--- Goal of the exercise ---
Output a single figure: the number of lines in which the word "styles" appears.

** START The data **

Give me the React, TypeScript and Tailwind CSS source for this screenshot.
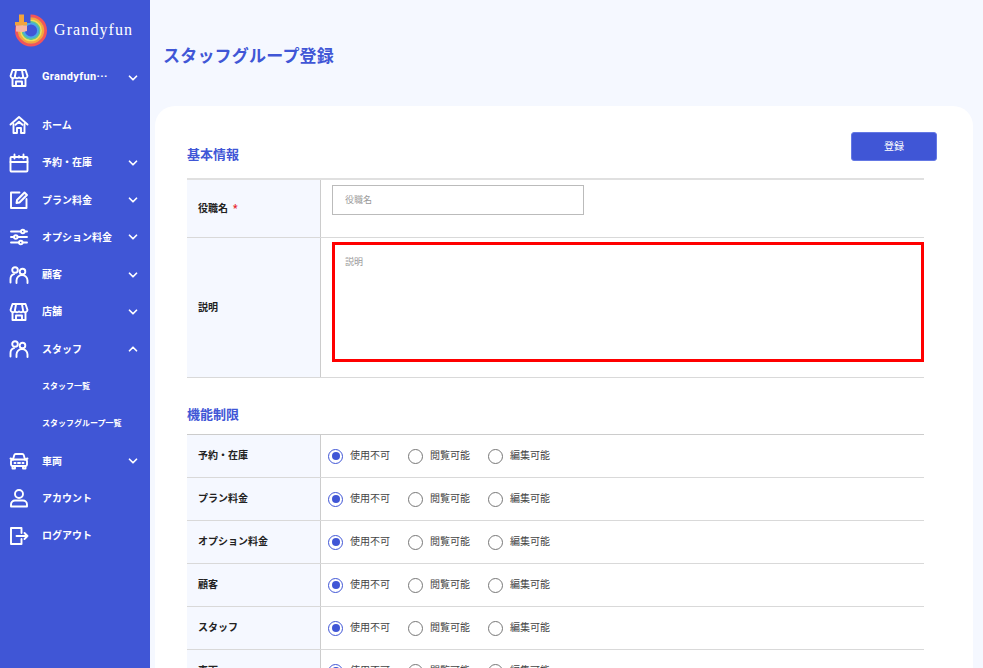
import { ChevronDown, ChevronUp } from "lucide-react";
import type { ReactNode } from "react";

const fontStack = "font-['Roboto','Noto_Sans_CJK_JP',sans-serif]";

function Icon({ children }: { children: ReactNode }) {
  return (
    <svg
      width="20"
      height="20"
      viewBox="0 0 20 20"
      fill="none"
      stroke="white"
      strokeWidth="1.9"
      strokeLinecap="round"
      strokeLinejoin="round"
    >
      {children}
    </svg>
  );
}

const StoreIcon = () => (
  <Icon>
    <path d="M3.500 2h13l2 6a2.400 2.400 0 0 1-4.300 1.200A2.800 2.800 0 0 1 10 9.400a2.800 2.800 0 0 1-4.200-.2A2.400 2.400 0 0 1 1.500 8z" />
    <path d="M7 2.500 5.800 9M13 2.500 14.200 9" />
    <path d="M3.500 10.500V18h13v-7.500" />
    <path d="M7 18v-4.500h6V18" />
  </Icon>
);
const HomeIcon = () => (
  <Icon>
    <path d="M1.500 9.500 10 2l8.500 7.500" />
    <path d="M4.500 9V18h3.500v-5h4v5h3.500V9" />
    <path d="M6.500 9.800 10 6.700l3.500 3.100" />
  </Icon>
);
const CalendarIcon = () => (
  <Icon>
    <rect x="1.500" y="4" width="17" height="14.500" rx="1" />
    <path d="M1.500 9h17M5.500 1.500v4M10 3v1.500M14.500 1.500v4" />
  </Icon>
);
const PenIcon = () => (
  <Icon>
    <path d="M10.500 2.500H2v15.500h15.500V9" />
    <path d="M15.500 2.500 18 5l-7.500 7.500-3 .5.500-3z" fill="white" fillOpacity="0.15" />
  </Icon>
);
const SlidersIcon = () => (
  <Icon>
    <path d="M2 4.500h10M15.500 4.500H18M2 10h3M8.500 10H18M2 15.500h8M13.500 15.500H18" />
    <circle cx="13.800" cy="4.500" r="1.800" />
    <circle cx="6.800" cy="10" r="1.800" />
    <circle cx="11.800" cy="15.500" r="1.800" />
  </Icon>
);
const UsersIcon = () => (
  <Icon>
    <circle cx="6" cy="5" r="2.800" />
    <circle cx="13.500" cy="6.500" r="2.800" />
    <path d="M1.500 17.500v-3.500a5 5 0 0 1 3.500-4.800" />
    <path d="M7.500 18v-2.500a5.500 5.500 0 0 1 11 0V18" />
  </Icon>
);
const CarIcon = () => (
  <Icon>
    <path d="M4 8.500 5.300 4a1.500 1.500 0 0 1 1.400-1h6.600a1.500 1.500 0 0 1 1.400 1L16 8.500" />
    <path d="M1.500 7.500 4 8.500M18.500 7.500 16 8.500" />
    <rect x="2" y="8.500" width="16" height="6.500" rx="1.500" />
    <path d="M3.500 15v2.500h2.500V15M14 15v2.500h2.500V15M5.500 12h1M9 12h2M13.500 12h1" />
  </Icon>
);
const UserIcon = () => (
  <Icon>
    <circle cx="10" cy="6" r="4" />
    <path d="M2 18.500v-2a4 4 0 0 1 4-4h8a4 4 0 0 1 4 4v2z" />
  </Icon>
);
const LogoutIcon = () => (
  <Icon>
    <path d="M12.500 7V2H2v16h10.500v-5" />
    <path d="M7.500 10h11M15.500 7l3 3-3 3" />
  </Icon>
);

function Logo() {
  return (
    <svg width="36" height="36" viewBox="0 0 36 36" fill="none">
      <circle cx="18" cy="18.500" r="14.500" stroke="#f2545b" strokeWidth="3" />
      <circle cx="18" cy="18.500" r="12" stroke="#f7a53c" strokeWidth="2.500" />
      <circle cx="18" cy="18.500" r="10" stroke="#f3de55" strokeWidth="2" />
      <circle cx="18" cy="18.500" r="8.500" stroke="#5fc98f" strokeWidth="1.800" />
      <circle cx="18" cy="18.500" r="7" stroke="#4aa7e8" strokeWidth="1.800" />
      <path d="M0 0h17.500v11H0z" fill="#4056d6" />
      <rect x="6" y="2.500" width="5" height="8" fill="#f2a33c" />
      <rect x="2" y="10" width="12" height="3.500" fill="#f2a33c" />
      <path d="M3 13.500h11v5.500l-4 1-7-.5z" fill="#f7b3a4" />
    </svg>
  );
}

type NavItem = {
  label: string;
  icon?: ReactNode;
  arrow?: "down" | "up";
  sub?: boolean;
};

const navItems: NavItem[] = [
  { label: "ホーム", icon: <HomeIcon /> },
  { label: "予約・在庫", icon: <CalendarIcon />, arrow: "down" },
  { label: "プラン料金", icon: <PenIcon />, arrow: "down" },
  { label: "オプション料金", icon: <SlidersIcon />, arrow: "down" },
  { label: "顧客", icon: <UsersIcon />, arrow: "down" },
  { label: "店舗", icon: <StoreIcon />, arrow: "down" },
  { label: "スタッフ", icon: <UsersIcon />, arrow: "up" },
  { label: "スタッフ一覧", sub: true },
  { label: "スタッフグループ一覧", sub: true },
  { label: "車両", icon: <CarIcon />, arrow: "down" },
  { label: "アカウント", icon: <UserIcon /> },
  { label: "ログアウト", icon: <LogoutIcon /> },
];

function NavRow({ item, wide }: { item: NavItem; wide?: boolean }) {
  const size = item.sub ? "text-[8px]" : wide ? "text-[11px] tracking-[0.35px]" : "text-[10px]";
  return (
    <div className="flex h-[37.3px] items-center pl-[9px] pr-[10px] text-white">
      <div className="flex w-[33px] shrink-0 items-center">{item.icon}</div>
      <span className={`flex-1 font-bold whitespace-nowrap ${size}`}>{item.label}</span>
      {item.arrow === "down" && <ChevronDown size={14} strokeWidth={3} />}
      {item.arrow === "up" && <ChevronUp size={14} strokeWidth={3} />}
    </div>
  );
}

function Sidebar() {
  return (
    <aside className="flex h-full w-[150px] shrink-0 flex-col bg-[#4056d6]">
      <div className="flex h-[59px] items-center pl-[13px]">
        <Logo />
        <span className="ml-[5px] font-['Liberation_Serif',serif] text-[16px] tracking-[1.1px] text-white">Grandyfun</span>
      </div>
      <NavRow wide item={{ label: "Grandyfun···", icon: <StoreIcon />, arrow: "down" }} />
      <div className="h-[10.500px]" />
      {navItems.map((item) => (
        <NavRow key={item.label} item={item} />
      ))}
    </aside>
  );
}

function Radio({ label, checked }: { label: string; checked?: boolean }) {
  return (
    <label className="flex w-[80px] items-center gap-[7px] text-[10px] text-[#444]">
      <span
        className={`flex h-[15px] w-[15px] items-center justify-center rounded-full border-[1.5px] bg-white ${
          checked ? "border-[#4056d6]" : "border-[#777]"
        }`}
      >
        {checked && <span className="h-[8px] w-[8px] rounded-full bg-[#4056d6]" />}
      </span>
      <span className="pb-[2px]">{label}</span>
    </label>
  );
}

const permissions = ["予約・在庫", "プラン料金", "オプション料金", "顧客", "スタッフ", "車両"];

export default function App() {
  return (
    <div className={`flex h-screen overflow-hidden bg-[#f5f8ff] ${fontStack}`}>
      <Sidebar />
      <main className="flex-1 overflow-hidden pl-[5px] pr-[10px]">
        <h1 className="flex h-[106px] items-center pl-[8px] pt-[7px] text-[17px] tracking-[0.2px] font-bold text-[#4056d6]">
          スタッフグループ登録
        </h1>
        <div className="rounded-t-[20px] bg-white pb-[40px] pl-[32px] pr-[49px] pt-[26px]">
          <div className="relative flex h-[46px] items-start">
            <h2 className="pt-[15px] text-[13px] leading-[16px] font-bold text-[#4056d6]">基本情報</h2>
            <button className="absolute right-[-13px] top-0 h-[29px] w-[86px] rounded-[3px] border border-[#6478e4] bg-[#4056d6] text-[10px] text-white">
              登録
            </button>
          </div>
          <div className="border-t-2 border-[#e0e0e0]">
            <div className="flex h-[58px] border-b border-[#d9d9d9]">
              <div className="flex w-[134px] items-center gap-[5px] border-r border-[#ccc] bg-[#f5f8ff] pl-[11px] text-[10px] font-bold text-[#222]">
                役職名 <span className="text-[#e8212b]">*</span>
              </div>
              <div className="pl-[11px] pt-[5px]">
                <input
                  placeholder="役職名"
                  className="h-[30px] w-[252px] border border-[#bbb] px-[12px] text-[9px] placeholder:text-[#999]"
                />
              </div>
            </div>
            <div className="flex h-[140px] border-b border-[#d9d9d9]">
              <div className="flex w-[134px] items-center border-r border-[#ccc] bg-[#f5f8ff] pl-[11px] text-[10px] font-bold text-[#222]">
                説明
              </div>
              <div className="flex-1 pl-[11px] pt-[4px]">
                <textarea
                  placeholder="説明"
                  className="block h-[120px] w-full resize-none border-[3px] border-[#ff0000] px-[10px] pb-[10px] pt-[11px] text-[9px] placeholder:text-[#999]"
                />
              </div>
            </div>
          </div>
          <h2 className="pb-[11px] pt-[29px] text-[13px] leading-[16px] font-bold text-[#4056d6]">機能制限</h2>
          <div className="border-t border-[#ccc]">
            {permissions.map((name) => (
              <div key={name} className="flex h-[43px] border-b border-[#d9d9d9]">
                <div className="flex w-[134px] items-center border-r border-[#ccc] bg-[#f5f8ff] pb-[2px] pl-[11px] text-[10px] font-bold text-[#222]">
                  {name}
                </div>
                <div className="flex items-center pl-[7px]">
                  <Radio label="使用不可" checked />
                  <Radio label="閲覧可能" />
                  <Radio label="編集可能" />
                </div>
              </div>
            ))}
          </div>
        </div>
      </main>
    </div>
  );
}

** END The data **
** START The data **

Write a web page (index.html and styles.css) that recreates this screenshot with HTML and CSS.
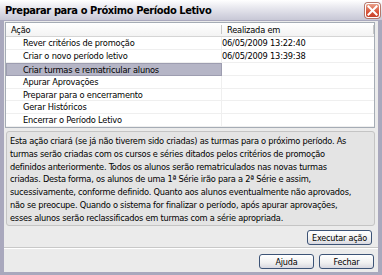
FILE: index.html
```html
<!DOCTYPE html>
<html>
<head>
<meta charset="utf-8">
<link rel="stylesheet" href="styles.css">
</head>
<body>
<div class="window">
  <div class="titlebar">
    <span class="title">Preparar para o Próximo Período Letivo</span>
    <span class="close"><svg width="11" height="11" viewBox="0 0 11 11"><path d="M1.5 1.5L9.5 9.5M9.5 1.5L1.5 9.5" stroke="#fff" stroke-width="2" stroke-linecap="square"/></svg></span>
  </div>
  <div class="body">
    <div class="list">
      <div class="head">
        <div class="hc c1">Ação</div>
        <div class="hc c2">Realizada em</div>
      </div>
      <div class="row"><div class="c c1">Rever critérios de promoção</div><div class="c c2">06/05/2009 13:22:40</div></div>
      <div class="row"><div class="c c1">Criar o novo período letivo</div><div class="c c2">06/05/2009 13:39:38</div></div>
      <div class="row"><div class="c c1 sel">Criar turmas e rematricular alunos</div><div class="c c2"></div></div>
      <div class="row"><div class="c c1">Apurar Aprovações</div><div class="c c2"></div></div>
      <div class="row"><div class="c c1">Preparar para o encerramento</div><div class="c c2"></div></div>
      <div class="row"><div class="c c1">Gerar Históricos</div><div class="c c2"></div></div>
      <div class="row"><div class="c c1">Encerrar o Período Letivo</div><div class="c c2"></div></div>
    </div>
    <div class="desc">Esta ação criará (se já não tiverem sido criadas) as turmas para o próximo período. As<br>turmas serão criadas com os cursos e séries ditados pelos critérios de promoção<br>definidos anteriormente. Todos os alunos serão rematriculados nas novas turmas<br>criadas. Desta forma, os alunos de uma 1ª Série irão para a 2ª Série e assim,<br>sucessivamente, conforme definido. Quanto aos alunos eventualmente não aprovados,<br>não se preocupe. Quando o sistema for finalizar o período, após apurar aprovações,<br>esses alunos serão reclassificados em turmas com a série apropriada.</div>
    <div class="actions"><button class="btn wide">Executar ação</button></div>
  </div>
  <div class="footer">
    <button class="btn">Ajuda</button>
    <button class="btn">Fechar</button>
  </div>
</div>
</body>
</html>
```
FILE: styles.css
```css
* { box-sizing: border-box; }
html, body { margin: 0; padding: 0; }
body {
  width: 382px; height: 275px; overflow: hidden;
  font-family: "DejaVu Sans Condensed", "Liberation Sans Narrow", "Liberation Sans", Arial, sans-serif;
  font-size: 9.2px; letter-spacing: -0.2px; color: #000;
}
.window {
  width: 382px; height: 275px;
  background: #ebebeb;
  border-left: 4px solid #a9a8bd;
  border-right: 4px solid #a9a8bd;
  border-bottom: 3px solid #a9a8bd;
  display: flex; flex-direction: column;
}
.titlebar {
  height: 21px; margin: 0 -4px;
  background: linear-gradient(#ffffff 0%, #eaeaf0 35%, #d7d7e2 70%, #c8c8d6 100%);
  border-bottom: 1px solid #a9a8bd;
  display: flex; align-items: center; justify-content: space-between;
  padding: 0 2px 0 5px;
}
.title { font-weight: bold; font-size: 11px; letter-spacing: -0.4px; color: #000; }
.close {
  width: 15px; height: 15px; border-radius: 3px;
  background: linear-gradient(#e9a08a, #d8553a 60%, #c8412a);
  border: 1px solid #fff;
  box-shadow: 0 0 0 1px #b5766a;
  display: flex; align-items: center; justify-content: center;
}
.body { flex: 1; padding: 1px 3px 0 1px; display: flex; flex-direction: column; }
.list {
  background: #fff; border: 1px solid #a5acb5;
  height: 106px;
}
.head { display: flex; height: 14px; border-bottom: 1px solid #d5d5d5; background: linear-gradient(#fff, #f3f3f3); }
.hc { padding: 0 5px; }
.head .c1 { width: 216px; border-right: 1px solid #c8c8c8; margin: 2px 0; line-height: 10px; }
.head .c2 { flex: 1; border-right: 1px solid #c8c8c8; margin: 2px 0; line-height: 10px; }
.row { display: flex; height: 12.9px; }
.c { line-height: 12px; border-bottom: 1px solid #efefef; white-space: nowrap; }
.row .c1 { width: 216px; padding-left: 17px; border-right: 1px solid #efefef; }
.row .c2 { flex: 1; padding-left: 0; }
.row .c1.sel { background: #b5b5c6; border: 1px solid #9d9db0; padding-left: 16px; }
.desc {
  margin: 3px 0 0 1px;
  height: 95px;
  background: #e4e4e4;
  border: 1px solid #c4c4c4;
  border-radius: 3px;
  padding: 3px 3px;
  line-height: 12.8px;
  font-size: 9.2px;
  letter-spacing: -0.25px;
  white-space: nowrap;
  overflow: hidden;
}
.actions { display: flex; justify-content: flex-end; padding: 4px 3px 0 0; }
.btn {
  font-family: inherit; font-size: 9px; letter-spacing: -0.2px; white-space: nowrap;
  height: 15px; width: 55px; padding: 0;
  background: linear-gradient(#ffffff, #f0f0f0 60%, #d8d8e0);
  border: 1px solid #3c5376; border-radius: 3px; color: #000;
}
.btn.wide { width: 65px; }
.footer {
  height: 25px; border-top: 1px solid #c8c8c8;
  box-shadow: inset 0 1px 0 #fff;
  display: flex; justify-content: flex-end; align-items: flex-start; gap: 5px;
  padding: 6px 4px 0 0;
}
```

** END The data **

--- Answer to this exercise ---
3